I have my below table as say,Tablename: delim and the column name: param hold below values:

 

abcd~efgh~hijk~lmno~pqrs~tuvw

ab12~ab34~ab56~ab78~ab90~ab01

 

I ve given as,

sel * from delim(csvld(delim.param, '~','')

returns (col1 varchar(30) character set unicode,......,col 6 varchar(30) character set unicode)

) as t1;

 

Still, it doesnot work.
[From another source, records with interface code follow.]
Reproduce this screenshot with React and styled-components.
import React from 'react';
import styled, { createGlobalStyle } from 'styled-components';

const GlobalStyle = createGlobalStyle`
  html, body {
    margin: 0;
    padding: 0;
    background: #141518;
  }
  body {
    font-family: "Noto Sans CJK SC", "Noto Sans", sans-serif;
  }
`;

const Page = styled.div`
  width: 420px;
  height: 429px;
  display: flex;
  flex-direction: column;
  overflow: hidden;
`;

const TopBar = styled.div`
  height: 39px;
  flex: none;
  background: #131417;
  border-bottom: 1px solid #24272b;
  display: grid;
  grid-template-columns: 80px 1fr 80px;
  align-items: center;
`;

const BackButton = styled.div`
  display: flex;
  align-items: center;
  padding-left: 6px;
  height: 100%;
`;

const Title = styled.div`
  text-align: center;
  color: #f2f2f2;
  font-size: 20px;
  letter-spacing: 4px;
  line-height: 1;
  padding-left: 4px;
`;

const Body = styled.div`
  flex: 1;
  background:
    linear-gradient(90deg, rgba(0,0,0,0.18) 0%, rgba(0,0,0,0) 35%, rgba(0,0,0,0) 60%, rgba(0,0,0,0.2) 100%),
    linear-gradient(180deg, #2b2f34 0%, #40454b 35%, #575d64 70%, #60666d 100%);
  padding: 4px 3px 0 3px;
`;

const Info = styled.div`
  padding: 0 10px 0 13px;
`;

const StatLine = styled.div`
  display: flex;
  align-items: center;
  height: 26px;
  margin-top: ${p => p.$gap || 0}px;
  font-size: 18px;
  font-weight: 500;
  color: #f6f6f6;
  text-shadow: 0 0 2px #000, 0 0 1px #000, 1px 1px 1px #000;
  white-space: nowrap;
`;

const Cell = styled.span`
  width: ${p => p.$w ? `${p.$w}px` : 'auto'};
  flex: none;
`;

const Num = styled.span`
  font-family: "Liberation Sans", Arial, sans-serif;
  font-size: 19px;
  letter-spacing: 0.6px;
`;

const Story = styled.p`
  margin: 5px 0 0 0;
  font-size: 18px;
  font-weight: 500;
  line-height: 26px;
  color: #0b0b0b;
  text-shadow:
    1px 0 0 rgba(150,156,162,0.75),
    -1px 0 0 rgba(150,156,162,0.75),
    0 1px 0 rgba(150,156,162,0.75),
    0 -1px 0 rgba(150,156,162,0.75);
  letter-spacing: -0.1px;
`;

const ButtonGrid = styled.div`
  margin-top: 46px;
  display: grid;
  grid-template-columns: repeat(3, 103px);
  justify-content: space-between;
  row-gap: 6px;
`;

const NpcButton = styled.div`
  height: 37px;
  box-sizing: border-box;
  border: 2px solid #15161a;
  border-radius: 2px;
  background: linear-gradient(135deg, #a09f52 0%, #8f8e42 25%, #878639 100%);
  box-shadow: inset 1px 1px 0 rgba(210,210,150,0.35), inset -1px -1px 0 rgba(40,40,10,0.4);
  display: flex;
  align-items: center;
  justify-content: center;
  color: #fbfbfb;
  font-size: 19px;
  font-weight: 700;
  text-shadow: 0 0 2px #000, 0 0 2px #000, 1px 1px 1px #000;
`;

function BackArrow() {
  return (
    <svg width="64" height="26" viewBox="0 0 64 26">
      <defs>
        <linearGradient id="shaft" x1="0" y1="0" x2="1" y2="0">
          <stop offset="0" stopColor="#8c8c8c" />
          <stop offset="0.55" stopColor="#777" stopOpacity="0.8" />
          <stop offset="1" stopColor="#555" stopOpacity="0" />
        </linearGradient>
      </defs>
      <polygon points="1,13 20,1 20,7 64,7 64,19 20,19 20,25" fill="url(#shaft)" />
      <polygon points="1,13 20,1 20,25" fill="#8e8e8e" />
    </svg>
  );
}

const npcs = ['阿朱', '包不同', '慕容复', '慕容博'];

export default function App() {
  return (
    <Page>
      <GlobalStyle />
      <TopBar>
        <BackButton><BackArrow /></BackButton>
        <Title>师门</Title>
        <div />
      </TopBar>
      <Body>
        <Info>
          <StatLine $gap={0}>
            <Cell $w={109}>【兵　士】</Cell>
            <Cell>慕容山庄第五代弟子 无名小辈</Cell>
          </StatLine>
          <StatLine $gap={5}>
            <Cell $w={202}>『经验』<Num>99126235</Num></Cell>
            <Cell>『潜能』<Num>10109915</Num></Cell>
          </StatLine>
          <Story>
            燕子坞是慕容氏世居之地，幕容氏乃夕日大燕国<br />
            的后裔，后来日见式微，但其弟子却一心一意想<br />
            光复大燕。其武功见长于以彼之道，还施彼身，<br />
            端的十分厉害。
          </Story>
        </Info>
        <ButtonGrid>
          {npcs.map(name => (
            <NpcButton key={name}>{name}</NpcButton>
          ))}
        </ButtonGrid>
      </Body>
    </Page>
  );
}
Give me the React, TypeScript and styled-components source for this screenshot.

Any syntax incorrect here?

Teradata Employee

Re: Splitting delimited columns to seperate columns

So "doesn't work" in this case means it throws a syntax error?

TABLE is a keyword

sel * from TABLE(csvld(delim.param, '~','')...

 

Enthusiast

Re: Splitting delimited columns to seperate columns

Thanks, now am getting an error "Character set(2) not supported".

 

Is set unicode mandate for csvld?

Junior Contributor

Re: Splitting delimited columns to seperate columns

WITH delim AS
(SEL 'ab12~ab34~ab56~ab78~ab90~ab01' AS param)
SEL * 
FROM TABLE(CSVLd(delim.param, '~','')
RETURNS (
col1 VARCHAR(30) CHARACTER SET Unicode,
col2 VARCHAR(30) CHARACTER SET Unicode,
col3 VARCHAR(30) CHARACTER SET Unicode,
col4 VARCHAR(30) CHARACTER SET Unicode,
col5 VARCHAR(30) CHARACTER SET Unicode,
col6 VARCHAR(30) CHARACTER SET Unicode)
) AS t1;

works for me :-)

 

Teradata Employee

Re: Splitting delimited columns to seperate columns

All three arguments and the returned values must have the same CHARACTER SET. String literals are always UNICODE; apparently delim.param is LATIN.

 

So within the CSVLD call you can either TRANSLATE(delim.param USING LATIN_TO_UNICODE) and leave the rest as is, or translate both literals UNICODE_TO_LATIN and change the RETURNS to specify LATIN.